Some of the WikiLeaks documents already indicated a developing view in the State Department that the policy of avoidance of interactions with him could prove inadvisable. This view is likely to be strengthened in the forthcoming months and before the next elections. Whether the US likes Modi or not, he is here to stay, so better take cognisance of him.
The second development is the order passed by the Supreme Court in a case in which it had been monitoring investigations by a Special Investigation Team into allegations in a petition regarding Modi's role in the riots. The petition alleges wilful inaction by the administration headed by Modi.

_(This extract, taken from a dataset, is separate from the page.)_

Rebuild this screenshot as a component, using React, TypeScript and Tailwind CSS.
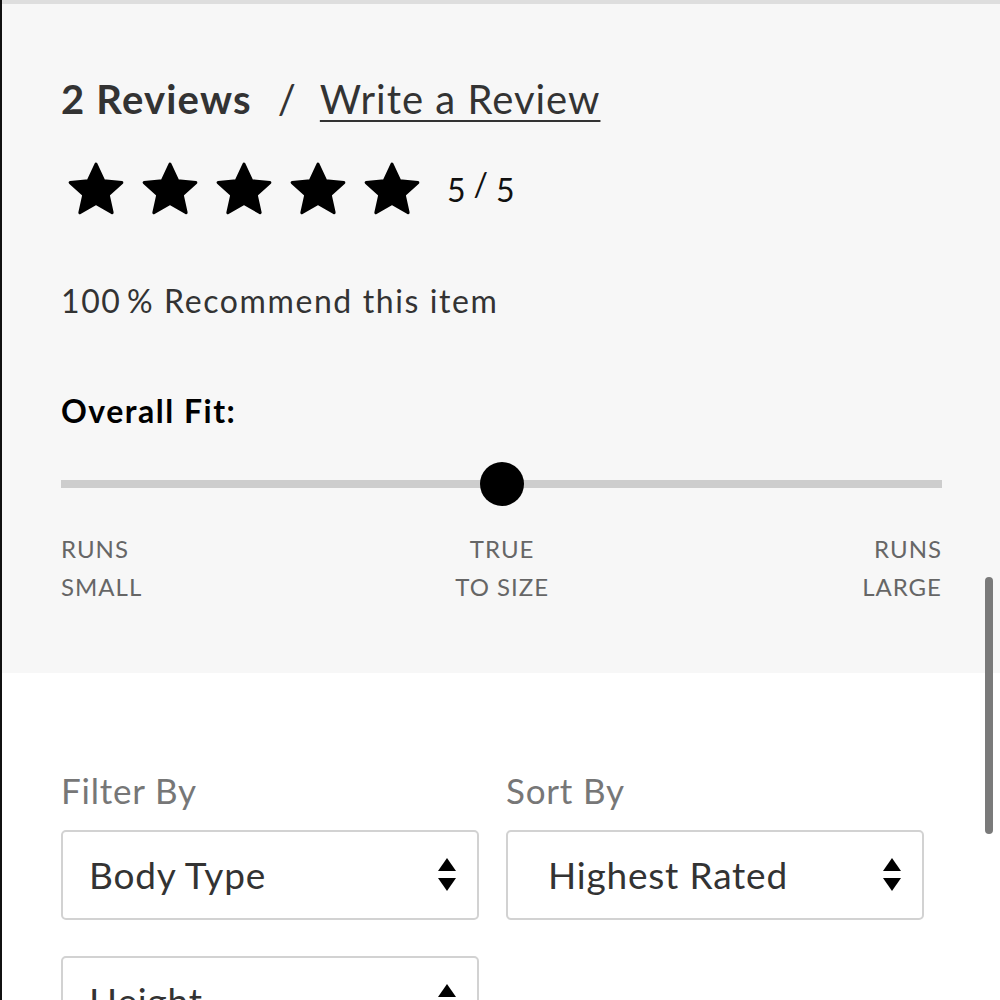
import React from "react";

const Star = () => (
  <svg width="62" height="58" viewBox="0 0 24 23" className="block">
    <path
      d="M12 1.2l3.05 6.6 7.2.75-5.4 4.85 1.55 7.1L12 16.85 5.6 20.5l1.55-7.1-5.4-4.85 7.2-.75z"
      fill="#000"
      stroke="#000"
      strokeWidth="1.2"
      strokeLinejoin="round"
    />
  </svg>
);

const Arrows = () => (
  <svg width="20" height="36" viewBox="0 0 20 36" className="block">
    <path d="M10 1 L19 14 L1 14 Z" fill="#000" />
    <path d="M1 21 L19 21 L10 34 Z" fill="#000" />
  </svg>
);

const Select = ({ label, pl }: { label: string; pl: string }) => (
  <div className={"h-[90px] w-[418px] rounded-[5px] border-2 border-[#d2d2d2] bg-white flex items-center justify-between pr-[20px] " + pl}>
    <span className="text-[37px] text-[#333] tracking-[0.8px]">{label}</span>
    <Arrows />
  </div>
);

export default function App() {
  return (
    <div
      className="relative w-[1000px] h-[1000px] overflow-hidden bg-white border-l-2 border-[#111]"
      style={{ fontFamily: "Lato, 'Open Sans', sans-serif" }}
    >
      <div className="h-[4px] bg-[#dedede]" />
      <div className="bg-[#f7f7f7] h-[669px] pl-[59px] pr-[58px] pt-[75px]">
        <div className="flex items-baseline text-[40px] leading-none text-[#333]">
          <span className="font-bold tracking-[1.2px]">2 Reviews</span>
          <span className="ml-[26px] mr-[24px]">/</span>
          <span className="underline decoration-2 underline-offset-[6px] tracking-[1px]">Write a Review</span>
        </div>
        <div className="flex items-center mt-[42px] ml-[4px]">
          <div className="flex gap-[12px]">
            <Star />
            <Star />
            <Star />
            <Star />
            <Star />
          </div>
          <span className="ml-[24px] text-[32px] text-[#111] leading-none">
            5<span className="mx-[8px] relative top-[-6px]">/</span>5
          </span>
        </div>
        <div className="mt-[66px] text-[32px] text-[#333] leading-none tracking-[1.6px]">100&#8201;% Recommend this item</div>
        <div className="mt-[78px] text-[32px] font-bold text-[#000] leading-none tracking-[1.5px]">Overall Fit:</div>
        <div className="relative mt-[35px] h-[44px] flex items-center">
          <div className="h-[8px] w-full bg-[#cdcdcd]" />
          <div className="absolute left-1/2 -translate-x-1/2 w-[44px] h-[44px] rounded-full bg-black" />
        </div>
        <div className="mt-[24px] flex justify-between text-[24px] text-[#666] leading-[38px] tracking-[1px]">
          <div>
            RUNS
            <br />
            SMALL
          </div>
          <div className="text-center">
            TRUE
            <br />
            TO SIZE
          </div>
          <div className="text-right">
            RUNS
            <br />
            LARGE
          </div>
        </div>
      </div>
      <div className="pl-[59px] pt-[100px]">
        <div className="flex gap-[27px]">
          <div>
            <div className="text-[35px] text-[#777] leading-none mb-[22px] tracking-[0.8px]">Filter By</div>
            <Select label="Body Type" pl="pl-[26px]" />
          </div>
          <div>
            <div className="text-[35px] text-[#777] leading-none mb-[22px] tracking-[0.8px]">Sort By</div>
            <Select label="Highest Rated" pl="pl-[40px]" />
          </div>
        </div>
        <div className="mt-[36px]">
          <Select label="Height" pl="pl-[26px]" />
        </div>
      </div>
      <div className="absolute left-[983px] top-[577px] w-[8px] h-[257px] rounded-full bg-[#7a7a7a]" />
    </div>
  );
}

Modi needs to make amends to Gujarat riot victims
The SIT investigation has not been able to find any substantive evidence in support of the allegations. At the same time, non-governmental activists carrying on a decade-long campaign against Modi on this issue have not been able to produce any concrete evidence to prove their allegations. Thus, Modi stands in a position where he can neither be proved guilty nor established to be innocent.

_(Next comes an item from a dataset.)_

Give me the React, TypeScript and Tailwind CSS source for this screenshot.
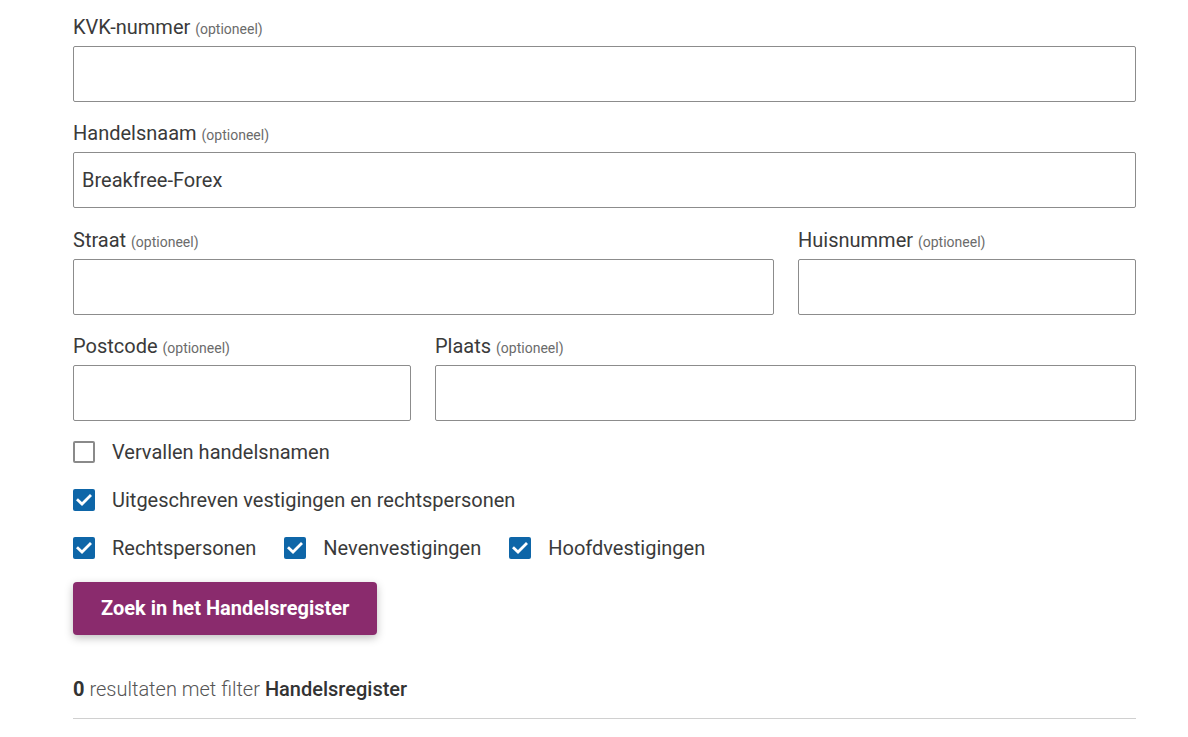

The Supreme Court has decided to discontinue the monitoring of the investigation in view of the completion of it and has referred the results of the investigation made so far to a trial court for further action as warranted in accordance with the law. It is doubtful whether the court will be able to come to definitive conclusions. The claims made by the supporters of Modi and his party that he has been vindicated are premature.
If Modi wants to pursue his prime ministerial aspirations, the only option available to him is to make public and sincere amends to the victims of Gujarat riots and persuade them to forget and forgive.
His continuing reluctance to do so is evident from his subsequent comments and actions. He and his supporters seem to believe that if they continue to stonewall the allegations against him, public memory would fade away. This may not happen as we had seen in the case of the 1984 anti-Sikh riots in Delhi under the rule of the Congress.